Il avance que l’article 10, une partie de l’Uniform Code of Military Justice (UCMJ), accorde aux soldats des droits « plus importants que le Sixième amendement quand il s’agit d’un procès rapide ».
En ce qui concerne « l’ordre illégal d’influence », il affirme qu’il est « très controversé » qu’un commandant ait le niveau de contrôle qu’il a généralement sur un procès. Il n’y a aucun pouvoir discrétionnaire parce que cela appartient à un commandant militaire. Ainsi, l’appel toucherait le cœur même du système militaire.
Ward a également fait valoir que « Le rôle de la justice militaire est de promouvoir le bon ordre et la discipline ». Et donc, je crois que l’une des tensions dans le système militaire est que cette notion que l’Uniform Code of Military Justice existe dans le but de maintenir le bon ordre et la discipline, qui, par définition, semble être en opposition avec le droit à une procédure régulière. Maintenant, croyons-nous vraiment qu’une peine de 35 ans est nécessaire pour maintenir le bon ordre et la discipline dans l’armée ? ».
Manning est actuellement emprisonnée à Fort Leavenworth au Kansas. Elle a été créditée de 1162 jours de détention préventive et de 112 jours pour « punition préventive illégale » par la juge militaire pendant son procès en cour martiale.
Techniquement, Hollander et Ward ne peuvent pas encore prendre de mesures sur l’affaire (lancer l’appel – NDT). Le major-général Jeffrey Buchanan, l’autorité de convocation (Convening Authority) [commandant général des cours martiales – NDT] dans ce cas examine toujours le dossier du procès et sa réponse à la décision de la cour. L’autorité de convocation peut choisir d’annuler ou de modifier la sentence et quand ce sera fait, le dossier sera transmis pour examen en appel. (Kevin Gosztola fait allusion au processus de demande de clémence dont la réponse est tombée dans la soirée de lundi 14 avril. Jeffrey Buchanan a en effet rejeté la demande de clémence et confirme ainsi la sentence à 35 ans de prison de Manning. Le rejet lance automatiquement le processus d’appel conformément au Uniform Code of Military Justice. Son cas sera donc transmis au Army Court of Criminal Appeals. [cour d’appel militaire] Lire http://www.liberation.fr/monde/2014/04/14/wikileaks-l-armee-americaine-refuse-sa-clemence-au-soldat-manning_997604 - NDT).

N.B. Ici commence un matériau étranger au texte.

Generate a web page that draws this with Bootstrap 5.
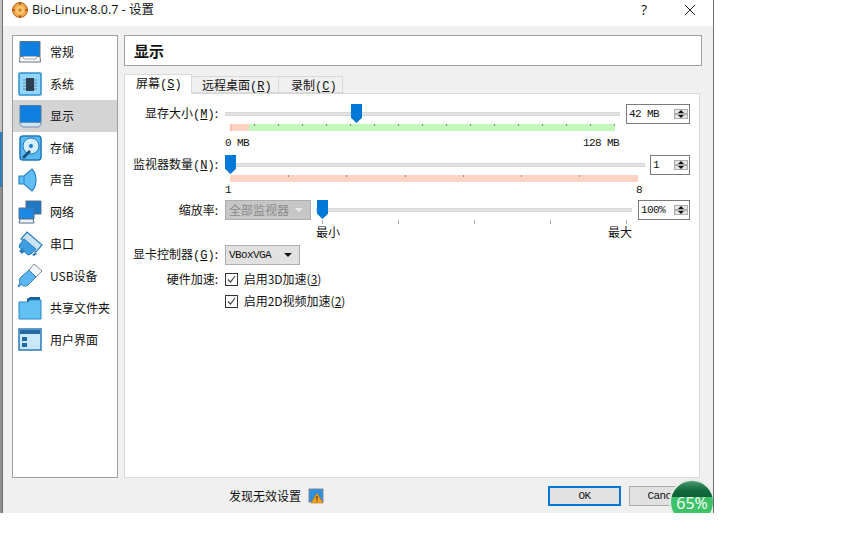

« Nous avons un très long chemin à parcourir et une bataille difficile à mener », a déclaré Hollander aux partisans de Manning. « Cet appel prendra beaucoup de temps. Nous avons un tas de tribunaux pour réussir. Nous avons deux cours d’appel. Nous avons la Cour suprême des Etats-Unis. Nous avons un cas possible d’habeas (corpus – NDT). Nous resterons sur cette affaire jusqu’à ce qu’il n’y ait plus de tribunaux et nulle part où aller au nom de Chelsea ».
Avec ses plus de trente ans d’expérience pratique comme avocate de la défense, Hollander a rappelé avoir donné des discours sur le Premier amendement ou sur le Quatrième amendement et reconnaît qu’à chaque fois les droits des Américains ont été bafoués. Mais l’un des droits que le gouvernement n’est pas parvenu à malmener c’est le droit d’être représenté par un avocat.
« Chelsea a le droit d’avoir un avocat qui s’interpose entre elle et la puissance impressionnante de son propre gouvernement et ce gouvernement lance tout ce qu’il a contre elle », a-t-elle conclu. « Vincent et moi, nous nous interposerons entre le gouvernement et Chelsea. Et il devra nous passer dessus pour l’avoir. C’est la position que nous prendrons ».